▶ [EXERCISE GOAL] Pull each line containing "that" out of the data and copy it.
***** SUPPLIED MATERIAL
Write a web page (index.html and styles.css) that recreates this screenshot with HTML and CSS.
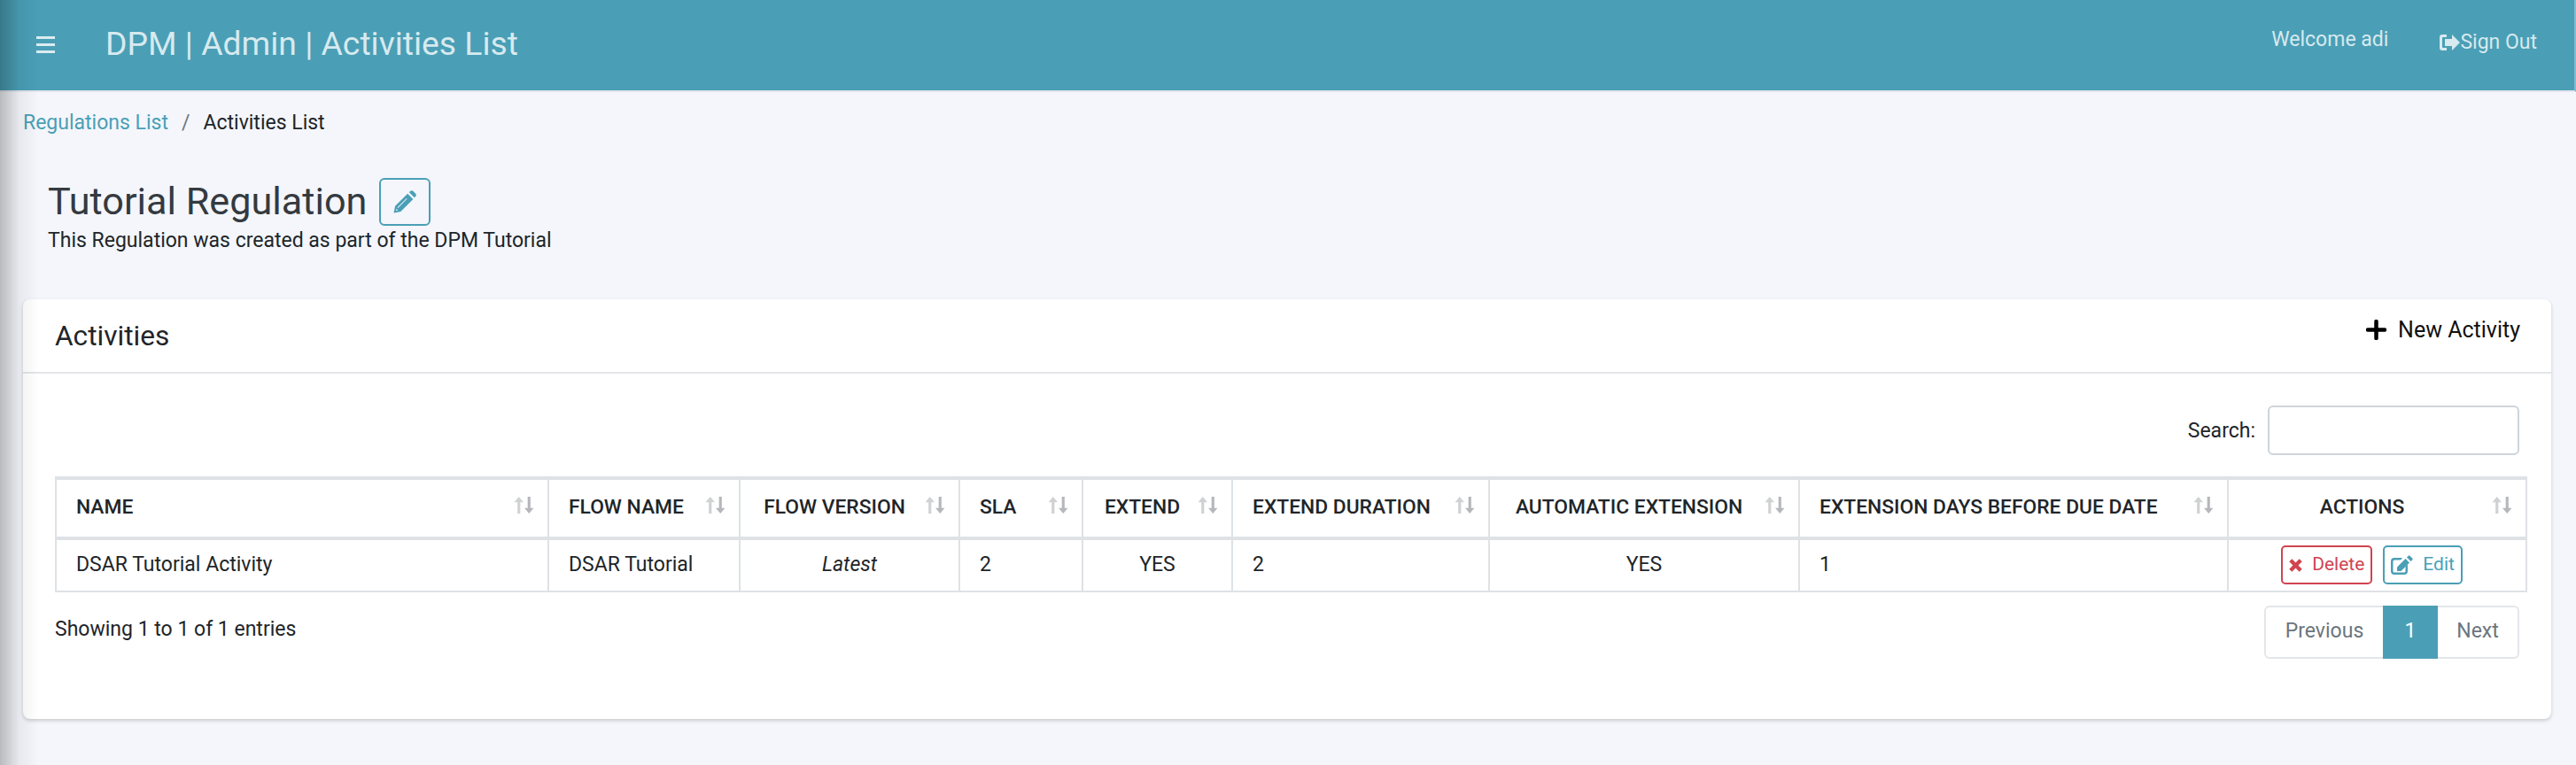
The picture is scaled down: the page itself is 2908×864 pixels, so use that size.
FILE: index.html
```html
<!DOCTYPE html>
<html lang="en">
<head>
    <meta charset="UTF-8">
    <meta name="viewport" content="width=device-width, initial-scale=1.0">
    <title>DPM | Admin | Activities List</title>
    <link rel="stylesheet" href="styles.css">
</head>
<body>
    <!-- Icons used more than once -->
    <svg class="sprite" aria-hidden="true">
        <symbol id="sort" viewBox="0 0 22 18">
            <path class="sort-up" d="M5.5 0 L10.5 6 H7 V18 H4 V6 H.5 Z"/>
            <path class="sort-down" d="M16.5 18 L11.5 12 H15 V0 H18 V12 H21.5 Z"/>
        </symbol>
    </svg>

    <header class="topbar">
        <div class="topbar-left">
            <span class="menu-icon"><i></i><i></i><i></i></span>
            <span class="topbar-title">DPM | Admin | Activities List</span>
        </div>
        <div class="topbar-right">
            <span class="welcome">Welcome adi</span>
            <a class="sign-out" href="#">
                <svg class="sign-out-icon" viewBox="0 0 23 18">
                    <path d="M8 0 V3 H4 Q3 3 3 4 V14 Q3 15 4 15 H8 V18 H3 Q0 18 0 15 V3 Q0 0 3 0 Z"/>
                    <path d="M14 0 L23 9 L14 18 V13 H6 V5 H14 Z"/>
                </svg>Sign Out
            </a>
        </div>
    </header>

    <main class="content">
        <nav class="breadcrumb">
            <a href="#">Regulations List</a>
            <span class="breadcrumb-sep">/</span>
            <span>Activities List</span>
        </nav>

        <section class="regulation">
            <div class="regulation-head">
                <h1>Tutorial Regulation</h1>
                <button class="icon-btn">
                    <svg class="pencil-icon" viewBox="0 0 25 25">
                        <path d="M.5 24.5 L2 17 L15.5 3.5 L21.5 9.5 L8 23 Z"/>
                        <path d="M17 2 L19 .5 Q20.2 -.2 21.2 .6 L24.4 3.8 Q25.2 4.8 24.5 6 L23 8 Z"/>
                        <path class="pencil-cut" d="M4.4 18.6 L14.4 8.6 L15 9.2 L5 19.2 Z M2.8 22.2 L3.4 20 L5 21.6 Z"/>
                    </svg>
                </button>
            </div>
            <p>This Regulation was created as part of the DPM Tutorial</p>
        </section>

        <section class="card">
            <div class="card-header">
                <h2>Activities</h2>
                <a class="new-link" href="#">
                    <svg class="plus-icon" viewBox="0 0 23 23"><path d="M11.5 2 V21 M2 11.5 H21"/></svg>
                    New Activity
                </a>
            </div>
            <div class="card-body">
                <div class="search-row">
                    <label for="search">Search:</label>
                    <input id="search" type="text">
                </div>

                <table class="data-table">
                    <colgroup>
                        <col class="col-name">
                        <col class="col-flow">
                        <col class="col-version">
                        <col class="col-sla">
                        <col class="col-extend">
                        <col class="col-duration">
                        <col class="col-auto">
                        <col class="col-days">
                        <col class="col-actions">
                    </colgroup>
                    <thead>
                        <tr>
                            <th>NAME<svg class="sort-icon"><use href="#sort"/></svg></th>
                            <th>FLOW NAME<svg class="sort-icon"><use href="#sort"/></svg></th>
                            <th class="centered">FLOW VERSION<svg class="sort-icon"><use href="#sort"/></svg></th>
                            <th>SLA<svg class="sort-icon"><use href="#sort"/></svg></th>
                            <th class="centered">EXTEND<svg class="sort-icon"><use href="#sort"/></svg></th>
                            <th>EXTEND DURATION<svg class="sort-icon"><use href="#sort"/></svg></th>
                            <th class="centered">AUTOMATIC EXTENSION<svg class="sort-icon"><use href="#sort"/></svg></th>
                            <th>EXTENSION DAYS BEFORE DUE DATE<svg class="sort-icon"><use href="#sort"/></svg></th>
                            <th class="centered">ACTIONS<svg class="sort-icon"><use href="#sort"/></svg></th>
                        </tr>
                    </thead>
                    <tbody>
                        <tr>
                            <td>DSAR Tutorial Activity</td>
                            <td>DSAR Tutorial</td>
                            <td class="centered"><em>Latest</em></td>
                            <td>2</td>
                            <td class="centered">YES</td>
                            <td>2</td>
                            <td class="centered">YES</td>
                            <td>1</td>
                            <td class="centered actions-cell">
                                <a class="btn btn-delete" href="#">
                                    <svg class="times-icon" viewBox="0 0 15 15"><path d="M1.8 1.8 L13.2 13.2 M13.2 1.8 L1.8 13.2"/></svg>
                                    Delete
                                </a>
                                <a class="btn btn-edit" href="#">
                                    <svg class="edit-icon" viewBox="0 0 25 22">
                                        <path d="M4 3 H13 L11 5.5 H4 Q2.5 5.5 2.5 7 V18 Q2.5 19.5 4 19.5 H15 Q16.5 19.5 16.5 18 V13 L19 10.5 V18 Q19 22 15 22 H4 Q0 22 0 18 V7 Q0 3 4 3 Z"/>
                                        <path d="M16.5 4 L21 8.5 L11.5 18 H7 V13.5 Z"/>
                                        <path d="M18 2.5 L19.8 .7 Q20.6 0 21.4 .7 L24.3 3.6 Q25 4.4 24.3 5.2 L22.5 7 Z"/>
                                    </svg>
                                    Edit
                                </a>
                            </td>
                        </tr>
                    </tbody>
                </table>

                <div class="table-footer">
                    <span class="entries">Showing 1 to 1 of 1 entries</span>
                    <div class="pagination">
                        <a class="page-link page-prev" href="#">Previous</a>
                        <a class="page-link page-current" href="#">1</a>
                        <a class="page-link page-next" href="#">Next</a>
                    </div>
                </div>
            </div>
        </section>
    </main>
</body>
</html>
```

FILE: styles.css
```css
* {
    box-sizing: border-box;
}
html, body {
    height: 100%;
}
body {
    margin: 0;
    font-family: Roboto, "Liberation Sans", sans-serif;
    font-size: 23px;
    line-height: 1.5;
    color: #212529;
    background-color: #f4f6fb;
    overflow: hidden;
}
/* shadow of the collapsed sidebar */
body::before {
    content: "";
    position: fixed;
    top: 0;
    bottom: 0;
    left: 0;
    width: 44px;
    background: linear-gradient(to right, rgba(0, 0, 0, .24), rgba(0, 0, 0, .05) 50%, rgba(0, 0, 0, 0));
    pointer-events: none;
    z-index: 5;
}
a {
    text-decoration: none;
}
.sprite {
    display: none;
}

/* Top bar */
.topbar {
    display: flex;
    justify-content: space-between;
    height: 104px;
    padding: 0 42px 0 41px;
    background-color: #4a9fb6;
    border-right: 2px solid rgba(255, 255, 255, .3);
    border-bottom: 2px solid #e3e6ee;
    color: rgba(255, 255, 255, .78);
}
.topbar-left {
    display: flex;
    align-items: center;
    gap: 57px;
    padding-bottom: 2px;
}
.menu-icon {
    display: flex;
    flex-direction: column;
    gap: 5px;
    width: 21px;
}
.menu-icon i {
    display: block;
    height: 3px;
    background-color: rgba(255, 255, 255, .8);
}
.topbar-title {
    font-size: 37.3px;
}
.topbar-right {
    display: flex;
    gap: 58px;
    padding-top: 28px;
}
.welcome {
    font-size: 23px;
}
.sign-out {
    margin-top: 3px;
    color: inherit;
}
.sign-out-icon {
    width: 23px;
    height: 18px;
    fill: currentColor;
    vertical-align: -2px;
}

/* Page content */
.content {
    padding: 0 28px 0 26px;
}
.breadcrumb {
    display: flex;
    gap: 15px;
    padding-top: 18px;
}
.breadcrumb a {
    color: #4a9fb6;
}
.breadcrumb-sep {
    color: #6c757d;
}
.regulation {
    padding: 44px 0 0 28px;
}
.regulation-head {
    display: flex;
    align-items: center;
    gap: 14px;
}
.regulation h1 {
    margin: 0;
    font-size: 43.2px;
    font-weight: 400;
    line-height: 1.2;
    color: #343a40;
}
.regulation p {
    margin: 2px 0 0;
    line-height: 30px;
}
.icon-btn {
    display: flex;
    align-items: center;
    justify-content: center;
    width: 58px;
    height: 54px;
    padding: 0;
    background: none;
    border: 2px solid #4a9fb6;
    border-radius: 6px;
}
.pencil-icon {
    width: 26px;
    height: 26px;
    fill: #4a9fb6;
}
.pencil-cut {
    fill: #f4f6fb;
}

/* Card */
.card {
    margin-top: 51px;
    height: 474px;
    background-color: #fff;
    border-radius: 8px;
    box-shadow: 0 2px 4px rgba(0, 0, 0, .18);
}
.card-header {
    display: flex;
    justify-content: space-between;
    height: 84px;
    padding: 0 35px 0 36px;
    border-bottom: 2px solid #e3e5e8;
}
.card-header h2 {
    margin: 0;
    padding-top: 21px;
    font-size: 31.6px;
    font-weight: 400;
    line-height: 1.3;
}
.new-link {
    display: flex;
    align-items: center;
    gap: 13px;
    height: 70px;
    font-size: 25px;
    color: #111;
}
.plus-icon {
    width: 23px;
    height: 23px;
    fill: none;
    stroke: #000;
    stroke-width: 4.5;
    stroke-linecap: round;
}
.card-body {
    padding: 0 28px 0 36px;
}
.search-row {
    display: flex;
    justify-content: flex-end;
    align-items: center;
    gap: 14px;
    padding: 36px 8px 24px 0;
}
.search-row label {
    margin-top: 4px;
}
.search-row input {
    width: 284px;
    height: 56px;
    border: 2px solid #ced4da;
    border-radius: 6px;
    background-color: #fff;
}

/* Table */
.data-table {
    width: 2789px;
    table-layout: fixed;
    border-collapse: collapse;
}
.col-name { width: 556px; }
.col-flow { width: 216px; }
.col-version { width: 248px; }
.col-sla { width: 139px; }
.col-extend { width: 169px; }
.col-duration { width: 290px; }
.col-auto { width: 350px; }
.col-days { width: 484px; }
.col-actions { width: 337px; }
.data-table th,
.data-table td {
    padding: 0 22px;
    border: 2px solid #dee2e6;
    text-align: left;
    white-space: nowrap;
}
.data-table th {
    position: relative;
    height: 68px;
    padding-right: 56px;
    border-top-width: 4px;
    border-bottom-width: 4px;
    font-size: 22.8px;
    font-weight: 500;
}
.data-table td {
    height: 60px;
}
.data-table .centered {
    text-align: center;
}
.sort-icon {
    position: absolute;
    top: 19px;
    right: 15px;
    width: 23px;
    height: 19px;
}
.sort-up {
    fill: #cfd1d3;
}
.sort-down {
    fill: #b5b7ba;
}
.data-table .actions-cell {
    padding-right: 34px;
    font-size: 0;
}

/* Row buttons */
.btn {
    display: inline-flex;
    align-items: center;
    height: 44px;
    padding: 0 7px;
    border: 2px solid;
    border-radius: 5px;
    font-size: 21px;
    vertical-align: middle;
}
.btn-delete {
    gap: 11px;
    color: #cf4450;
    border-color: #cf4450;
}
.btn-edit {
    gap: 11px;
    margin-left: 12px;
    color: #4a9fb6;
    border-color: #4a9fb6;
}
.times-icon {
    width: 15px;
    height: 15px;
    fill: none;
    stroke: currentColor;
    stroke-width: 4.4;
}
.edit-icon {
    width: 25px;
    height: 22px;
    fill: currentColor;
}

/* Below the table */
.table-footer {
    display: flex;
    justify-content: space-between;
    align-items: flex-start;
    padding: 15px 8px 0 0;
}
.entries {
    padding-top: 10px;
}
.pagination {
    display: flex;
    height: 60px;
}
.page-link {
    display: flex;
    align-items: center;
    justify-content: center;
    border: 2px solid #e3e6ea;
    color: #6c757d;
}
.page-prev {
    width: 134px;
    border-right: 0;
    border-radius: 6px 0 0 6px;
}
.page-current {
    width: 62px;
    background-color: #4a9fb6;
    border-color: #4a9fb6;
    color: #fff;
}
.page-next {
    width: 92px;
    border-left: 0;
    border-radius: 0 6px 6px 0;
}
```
**********
▶ [RESULT OF THIS EXERCISE]
Write a web page (index.html and styles.css) that recreates this screenshot with HTML and CSS.
The picture is scaled down: the page itself is 2908×864 pixels, so use that size.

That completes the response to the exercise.